- RABAT (Reuters) - Sudanese President Omar Hassan al-Bashir on Thursday
lashed out at the U.S. administration, saying it was dominated by ``Zionists''
working to undermine his country. He also accused Washington of preventing
the U.N. Security Council from sending a fact-finding mission to Khartoum
to verify Sudanese claims that a pharmaceutical plant flattened by by U.S.
cruise missiles last month did not produce chemical weapons as the United
States had said. ``The American aggression was made because the United
States is under the full domination of Zionist forces,'' Bashir told a
news conference in Rabat at the end of a three-day working visit to Morocco.
``In fact, the Jews control all decision-making centres in the United States.

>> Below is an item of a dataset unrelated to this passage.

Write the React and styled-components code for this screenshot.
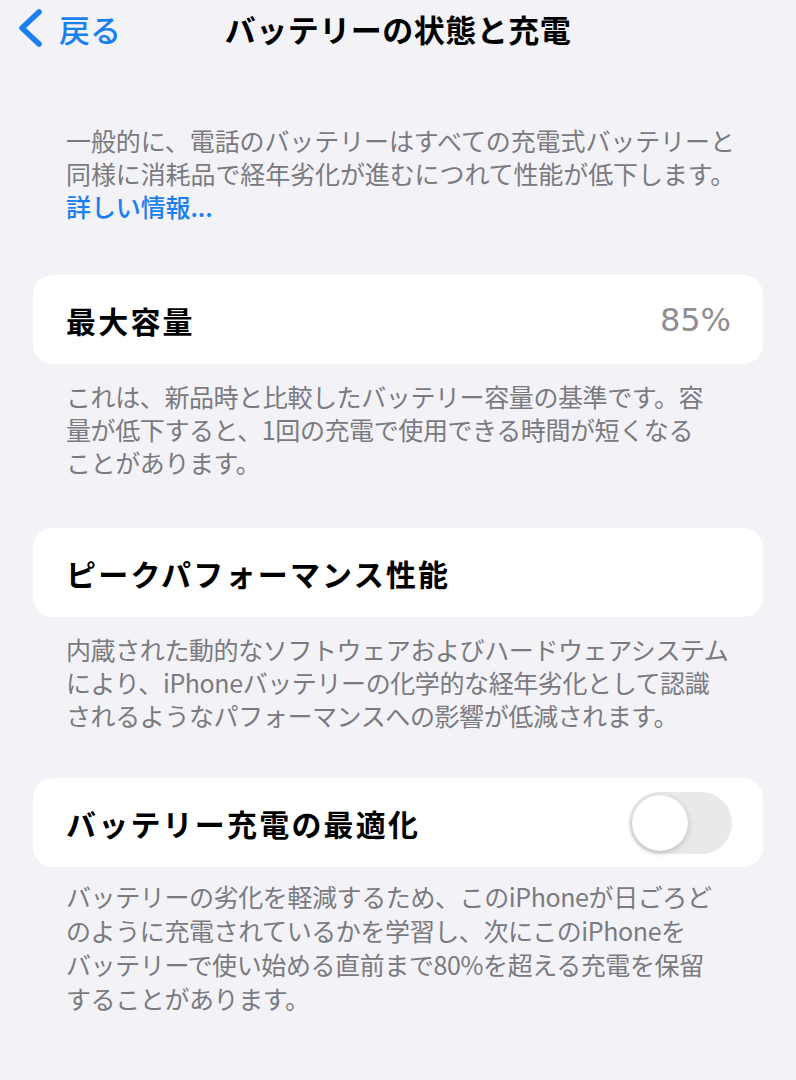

The Secretary of State, Defence Secretary, National Security Adviser, leaders
of the foreign, security and the CIA (Central Intelligence Agency) are
all Jews. ``Perhaps the only person who is not a Jew is the president.
But then, he is in an unenviable position and has been looking for any
way out of his predicament,'' he added referring the sex scandal now rocking
Bill Clinton's presidency. ``He (Clinton) has ordered the attack to change
the news headlines and also to fulfill Zionist wishes against Sudan which
rejects the Zionist and American policies,'' he added. Washington, accusing
Khartoum of sponsoring terrorism, has pushed for U.N. sanctions on Sudan
for refusing to hand over suspects in the failed assassination attempt
against Egyptian President Hosni Mubarak in Addis Ababa in June 1996. Bashir
said the U.S. had also prevented the World Bank from pursuing its aid programme
which he described as a main source for hard currencies in his impoverished
country. ``We have learned to rely on ourselves... In July, Sudan will
enter a new stage as oil exports become an important feature of the national
economic,'' he said, adding that exports will start initially at 150,000
barrels per day. Washington has said the Khartoum facility produced key
ingredients for a deadly nerve agent and was financed by Saudi dissident
Osama Bin Laden, accused by U.S. of masterminding the August 7 bombing
of the U.S. embassies in Kenya and Tanzania. At least 263 people, including
12 Americans, were killed in the bombings. A senior Sudanese official told
Reuters that Bashir sought the support King Hassan of Morocco, a strong
ally of the United States in region, to persuade Washington to ``publicly
admit that the attack on the pharmaceutical plant was a mistake and therefore
should pay compensations.'' Asked whether he discussed the August 20 bombing
with the Moroccan monarch, Bashir said: ``We informed his majesty about
the injustice that has befallen Sudan... We left the matter up to him to
deal with it in the way he feels appropriate.'' Sudan's offer for an international
fact-finding mission enjoys the support of Russia, the Arab League, the
Non-Aligned Movement and the Organisation of African Unity, he said. ``We
have lost a factory plant, but in return, we have won the world public
opinion especially in the Arab, Islamic and African worlds that we would
have to spend hundreds of millions of dollars to get,'' he added.